For the past couple of months, I’ve been heads down working on the UI for the FreeIPA project. Since FreeIPA is designed to be the cornerstone of a companies security management infrastructure, it is designed to do everything “right” as far as cryptography, certificates, Kerberos, SELinux and the like go. If something is not configured correctly, it shuts down, doesn’t start, breaks, and so on. We, the developers, deal with the pain of getting it configured correctly so that, hopefully, the end users get an experience that is both smooth and secure. So, if you are sharing some of that pain, here’s an analgesic:
Much of the pain comes from dealing with Certificates in Firefox. When installing FreeIPA server, you have the option to create a self signed certificate. This means a faster install, but often you will get a certificate with an identical serial number to the one that your browser currently knows about. When that happens, you see this screen:
How to fix it:
First, open Firefox preferences, and navigate to the advanced area, and within that, the encryption tab:
You probably only need to delete the servers certificate, which you can see here:
and then, and this is important enough to make it big
restart firefox.
Yes, I know that you should not have to. This is a bug. If you don’t restart Firefox, you will be back at this page, but the certificate will be listed under Others. Usually, I flip through all the tabs and make sure that IPA is exorcised from the browser.
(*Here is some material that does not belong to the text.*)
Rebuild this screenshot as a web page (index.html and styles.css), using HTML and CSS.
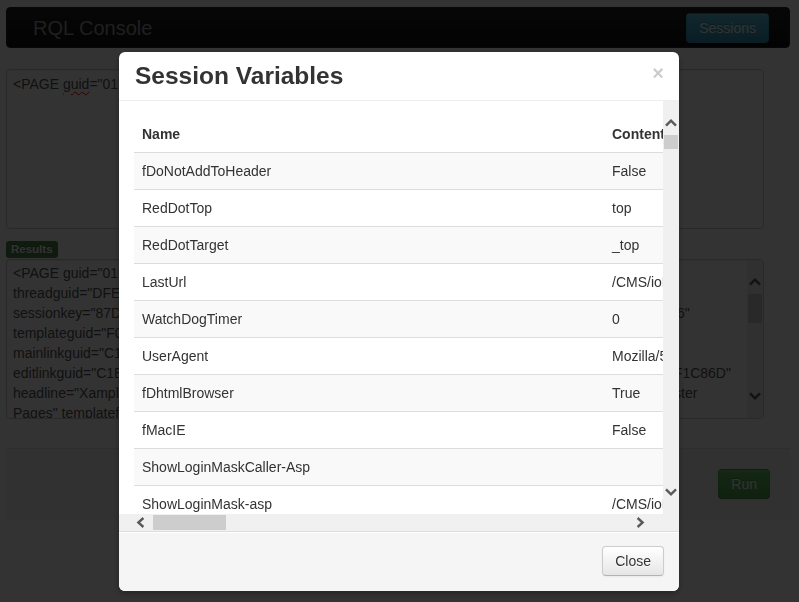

Other troubleshooting tips:
Uninstall and reinstall of the Directory server can fail. look in:
/var/log/ipaserver-install.log
And if you see something about a socket already in use, what has happened is that an old Directory server install caused the creation of a Unix socket file in /var/run/dirsrv that you will have to delete, and then kick off the install again. This last is quite useful if kinit fails. This is based on a current bug in 389, and will probably be a distant memory by the time FreeIPA goes 2.0.
Because I need my laptop to talk to a the company Kerberos install for company administrative tasks , I find that I don’t want to mess around with changing my laptop’s Kerberos settings, and instead do most of my development on a virtual machine. While I can connect to the ipadev machine via
ssh -X ipadev
Just running Firefox with the default options doesn’t work./ Firefox tries to be smart, and pulls up the setting s on the machine running the X Server, not the X -Client. To work around this, run
firefox –no-remote
and configure Kerberos as per the users manual.